Published 24 Nov 2025 in cs.GT, math.DS, and math.SP | (2511.19346v1)

Abstract: Evolutionary game theory studies populations that change in response to an underlying game. Often, the functional form relating outcome to player attributes or strategy is complex, preventing mathematical progress. In this work, we axiomatically derive a latent space representation for pairwise, symmetric, zero-sum games by seeking a coordinate space in which the optimal training direction for an agent responding to an opponent depends only on their opponent's coordinates. The associated embedding represents the original game as a linear combination of copies of a simple game, the disc game, in a new coordinate space.

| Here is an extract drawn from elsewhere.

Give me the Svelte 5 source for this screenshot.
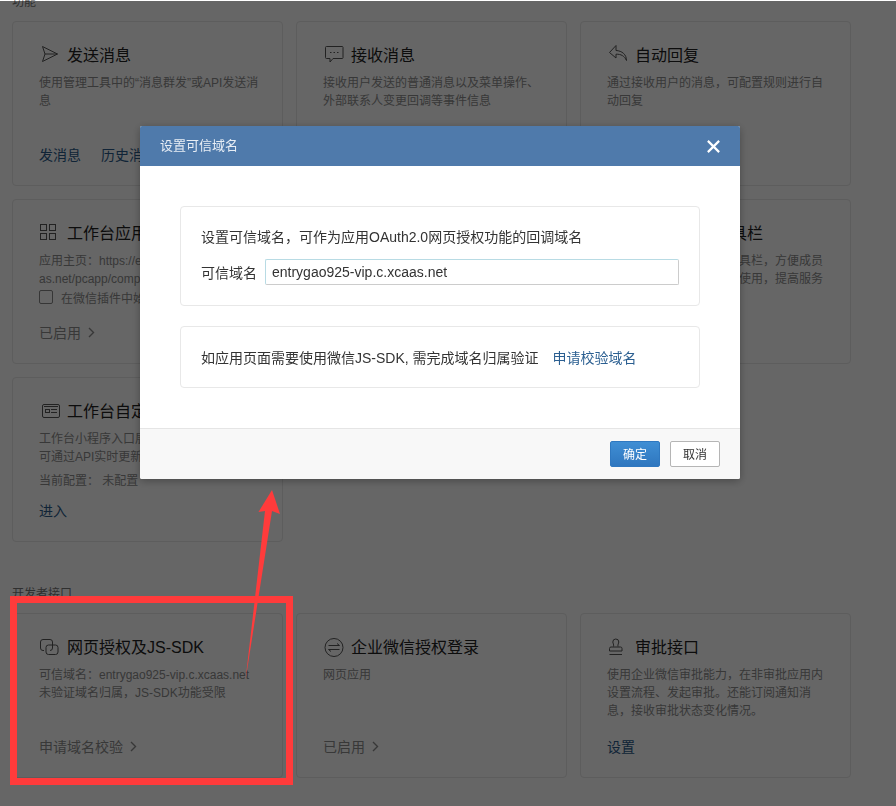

In this article, we show that disc-game embedding is useful for studying learning dynamics. We demonstrate that a series of classical evolutionary processes simplify to constrained oscillator equations in the latent space. In particular, the continuous replicator equation reduces to a Hamiltonian system of coupled oscillators that exhibit Poincaré recurrence. This reduction allows exact, finite-dimensional closure when the underlying game is finite-rank, and optimal approximation otherwise. It also establishes an exact equivalence between the continuous replicator equation and adaptive dynamics in the transformed coordinates. By identifying a minimal rank representation, the disc game embedding offers numerical methods that could decouple the cost of simulation from the number of attributes used to define agents. These results generalize to metapopulation models that mix inhomogeneously, and to any time-differentiable dynamic where the rate of growth of a type, relative to its expected payout, is a nonnegative function of its frequency. We recommend disc-game embedding as an organizing paradigm for learning and selection in response to symmetric two-player zero-sum games.